# Dataset content:
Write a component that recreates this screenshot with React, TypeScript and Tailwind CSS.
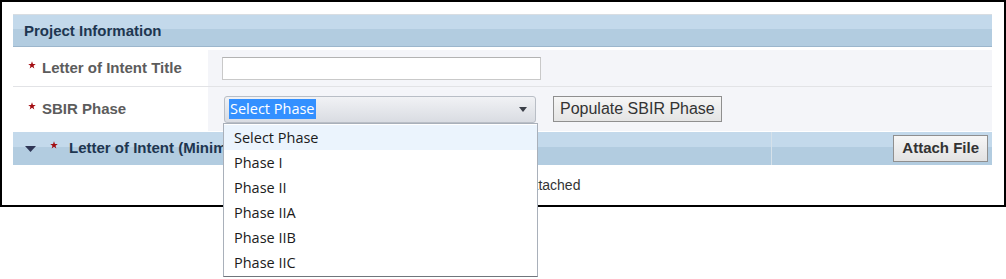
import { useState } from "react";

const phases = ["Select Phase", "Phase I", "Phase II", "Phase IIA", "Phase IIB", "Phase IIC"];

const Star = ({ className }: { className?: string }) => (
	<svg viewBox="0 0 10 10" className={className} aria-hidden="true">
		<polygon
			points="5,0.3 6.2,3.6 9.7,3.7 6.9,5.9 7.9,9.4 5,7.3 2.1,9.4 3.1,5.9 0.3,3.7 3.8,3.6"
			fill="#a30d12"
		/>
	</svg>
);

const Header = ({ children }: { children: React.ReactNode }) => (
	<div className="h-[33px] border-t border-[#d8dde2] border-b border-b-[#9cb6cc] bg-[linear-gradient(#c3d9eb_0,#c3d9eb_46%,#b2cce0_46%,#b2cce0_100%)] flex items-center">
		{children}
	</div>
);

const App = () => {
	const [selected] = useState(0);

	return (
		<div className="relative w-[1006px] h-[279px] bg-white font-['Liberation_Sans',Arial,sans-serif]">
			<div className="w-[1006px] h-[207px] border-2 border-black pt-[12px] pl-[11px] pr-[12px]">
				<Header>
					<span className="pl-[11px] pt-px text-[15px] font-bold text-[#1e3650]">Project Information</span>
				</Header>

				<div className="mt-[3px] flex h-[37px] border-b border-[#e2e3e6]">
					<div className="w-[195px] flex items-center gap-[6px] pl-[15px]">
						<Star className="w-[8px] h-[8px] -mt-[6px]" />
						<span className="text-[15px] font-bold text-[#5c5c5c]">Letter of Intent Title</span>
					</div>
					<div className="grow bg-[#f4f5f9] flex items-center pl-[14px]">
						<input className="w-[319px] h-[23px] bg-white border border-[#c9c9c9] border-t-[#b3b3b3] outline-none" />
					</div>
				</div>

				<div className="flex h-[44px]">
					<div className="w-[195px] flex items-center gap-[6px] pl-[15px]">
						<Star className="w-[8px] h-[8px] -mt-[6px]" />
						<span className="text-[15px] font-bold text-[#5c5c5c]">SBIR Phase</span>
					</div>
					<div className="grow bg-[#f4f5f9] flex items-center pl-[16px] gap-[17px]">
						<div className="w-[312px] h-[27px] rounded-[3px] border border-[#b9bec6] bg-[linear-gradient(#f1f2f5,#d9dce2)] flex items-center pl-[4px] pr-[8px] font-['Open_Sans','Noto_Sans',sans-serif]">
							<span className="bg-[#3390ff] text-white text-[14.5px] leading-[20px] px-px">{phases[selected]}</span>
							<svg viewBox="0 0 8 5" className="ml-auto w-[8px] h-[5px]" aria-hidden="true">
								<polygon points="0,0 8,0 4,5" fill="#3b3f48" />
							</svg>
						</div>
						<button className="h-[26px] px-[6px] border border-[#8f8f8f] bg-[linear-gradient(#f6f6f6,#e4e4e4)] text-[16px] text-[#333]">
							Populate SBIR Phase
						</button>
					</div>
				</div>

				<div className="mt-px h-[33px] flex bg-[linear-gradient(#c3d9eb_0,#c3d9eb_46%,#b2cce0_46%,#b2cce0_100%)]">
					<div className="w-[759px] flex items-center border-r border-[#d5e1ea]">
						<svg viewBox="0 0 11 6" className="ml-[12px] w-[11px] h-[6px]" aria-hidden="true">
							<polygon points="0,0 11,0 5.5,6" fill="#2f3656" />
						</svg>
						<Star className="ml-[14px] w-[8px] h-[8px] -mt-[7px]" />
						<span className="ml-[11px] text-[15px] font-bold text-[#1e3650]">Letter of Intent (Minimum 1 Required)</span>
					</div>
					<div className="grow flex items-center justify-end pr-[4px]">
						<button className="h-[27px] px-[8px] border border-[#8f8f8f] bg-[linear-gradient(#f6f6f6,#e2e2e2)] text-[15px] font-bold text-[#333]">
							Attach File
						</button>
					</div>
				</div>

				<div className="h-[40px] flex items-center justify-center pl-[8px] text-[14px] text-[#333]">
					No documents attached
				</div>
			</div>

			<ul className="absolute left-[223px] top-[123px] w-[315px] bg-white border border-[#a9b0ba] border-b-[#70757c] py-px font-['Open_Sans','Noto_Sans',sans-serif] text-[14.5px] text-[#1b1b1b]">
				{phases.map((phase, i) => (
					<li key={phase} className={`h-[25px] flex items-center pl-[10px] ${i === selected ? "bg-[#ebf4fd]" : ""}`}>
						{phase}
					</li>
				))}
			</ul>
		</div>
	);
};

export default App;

==

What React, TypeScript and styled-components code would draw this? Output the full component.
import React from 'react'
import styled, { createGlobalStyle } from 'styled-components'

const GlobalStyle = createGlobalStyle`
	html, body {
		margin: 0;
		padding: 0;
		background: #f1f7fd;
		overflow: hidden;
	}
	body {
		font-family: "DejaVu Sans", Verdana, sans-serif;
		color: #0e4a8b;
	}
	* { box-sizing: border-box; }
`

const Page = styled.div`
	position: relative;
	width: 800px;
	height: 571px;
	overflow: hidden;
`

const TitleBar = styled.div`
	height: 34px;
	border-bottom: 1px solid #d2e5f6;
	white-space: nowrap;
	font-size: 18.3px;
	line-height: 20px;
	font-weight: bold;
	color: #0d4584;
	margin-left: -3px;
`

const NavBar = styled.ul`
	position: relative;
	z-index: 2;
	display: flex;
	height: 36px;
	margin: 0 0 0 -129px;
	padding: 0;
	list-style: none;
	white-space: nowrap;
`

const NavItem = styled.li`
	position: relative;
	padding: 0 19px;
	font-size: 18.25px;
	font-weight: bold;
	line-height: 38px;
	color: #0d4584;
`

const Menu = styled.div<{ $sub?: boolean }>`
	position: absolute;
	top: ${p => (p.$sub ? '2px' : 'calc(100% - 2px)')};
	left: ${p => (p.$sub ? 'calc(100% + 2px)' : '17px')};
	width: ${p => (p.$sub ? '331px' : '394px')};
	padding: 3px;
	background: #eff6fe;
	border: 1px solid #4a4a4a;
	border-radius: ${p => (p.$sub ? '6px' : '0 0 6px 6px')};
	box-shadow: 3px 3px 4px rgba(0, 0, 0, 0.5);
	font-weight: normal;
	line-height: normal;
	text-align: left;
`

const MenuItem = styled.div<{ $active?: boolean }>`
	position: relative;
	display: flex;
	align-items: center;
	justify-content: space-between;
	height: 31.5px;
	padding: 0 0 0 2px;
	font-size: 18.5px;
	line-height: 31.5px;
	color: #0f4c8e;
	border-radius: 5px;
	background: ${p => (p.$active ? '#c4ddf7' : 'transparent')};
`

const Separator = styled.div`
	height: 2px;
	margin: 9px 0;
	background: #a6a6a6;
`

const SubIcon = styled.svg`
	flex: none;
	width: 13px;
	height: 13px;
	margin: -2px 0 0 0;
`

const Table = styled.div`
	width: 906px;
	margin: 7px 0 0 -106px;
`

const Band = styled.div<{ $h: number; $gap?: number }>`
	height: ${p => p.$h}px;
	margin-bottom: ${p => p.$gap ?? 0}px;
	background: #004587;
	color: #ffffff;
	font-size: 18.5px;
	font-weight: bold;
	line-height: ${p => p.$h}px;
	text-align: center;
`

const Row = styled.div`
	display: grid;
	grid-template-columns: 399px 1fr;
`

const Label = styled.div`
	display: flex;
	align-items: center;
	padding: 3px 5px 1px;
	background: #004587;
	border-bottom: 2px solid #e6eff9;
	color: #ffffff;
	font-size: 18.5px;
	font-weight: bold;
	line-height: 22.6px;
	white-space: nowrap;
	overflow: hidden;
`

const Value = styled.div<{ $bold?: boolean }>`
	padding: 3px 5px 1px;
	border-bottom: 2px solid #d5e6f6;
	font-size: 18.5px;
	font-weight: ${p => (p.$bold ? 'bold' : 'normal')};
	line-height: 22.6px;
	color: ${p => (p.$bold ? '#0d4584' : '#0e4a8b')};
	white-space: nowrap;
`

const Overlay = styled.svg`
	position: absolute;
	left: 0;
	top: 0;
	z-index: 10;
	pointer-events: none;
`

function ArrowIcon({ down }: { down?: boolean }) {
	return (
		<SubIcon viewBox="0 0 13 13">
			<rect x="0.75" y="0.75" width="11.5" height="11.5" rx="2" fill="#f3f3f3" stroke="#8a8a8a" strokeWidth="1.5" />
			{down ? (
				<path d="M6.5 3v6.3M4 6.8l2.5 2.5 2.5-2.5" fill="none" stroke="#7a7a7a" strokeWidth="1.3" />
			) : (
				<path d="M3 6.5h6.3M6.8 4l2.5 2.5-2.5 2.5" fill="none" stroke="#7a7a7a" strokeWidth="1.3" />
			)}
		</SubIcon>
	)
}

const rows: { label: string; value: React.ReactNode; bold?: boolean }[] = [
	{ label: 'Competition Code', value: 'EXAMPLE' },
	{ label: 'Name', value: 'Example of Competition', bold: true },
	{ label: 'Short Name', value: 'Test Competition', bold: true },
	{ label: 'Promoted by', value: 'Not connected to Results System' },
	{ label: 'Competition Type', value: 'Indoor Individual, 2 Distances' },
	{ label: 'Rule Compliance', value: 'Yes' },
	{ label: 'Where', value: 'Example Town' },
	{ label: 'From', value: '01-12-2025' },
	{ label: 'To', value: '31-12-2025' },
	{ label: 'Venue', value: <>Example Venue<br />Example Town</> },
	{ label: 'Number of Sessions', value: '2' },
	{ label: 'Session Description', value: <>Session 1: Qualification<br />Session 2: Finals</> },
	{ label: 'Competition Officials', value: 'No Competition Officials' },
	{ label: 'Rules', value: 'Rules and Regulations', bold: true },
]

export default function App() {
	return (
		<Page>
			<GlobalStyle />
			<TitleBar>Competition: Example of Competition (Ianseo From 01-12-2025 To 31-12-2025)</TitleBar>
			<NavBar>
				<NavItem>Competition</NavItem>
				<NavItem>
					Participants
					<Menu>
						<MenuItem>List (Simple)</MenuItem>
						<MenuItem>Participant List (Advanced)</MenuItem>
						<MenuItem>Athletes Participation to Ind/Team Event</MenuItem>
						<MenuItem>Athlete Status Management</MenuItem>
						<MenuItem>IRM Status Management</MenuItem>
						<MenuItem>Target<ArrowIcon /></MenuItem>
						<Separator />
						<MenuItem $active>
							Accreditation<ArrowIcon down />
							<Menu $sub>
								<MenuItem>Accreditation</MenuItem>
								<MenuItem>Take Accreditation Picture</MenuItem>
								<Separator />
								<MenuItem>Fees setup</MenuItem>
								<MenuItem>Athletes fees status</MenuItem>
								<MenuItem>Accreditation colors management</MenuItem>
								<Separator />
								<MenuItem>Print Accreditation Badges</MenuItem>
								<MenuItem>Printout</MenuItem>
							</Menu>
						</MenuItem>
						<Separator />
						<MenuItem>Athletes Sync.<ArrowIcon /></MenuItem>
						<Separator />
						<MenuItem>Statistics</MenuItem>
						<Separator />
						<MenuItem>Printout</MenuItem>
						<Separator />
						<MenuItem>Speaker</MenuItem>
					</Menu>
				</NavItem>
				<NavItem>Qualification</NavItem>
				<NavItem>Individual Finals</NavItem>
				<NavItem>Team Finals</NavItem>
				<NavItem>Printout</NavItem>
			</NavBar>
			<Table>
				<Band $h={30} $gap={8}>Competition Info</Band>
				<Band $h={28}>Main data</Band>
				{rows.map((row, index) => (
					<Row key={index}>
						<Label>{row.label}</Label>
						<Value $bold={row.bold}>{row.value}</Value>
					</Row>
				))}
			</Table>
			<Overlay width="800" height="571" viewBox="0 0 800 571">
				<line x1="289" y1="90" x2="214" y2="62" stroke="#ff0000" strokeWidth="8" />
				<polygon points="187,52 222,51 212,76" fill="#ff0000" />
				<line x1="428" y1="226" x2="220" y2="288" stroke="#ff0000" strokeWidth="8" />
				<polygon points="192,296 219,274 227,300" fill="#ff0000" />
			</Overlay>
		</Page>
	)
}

# Problem statement:
Look through the listing above. Pick out each line with "TypeScript" and copy it.

# Solved problem:
Write a component that recreates this screenshot with React, TypeScript and Tailwind CSS.
What React, TypeScript and styled-components code would draw this? Output the full component.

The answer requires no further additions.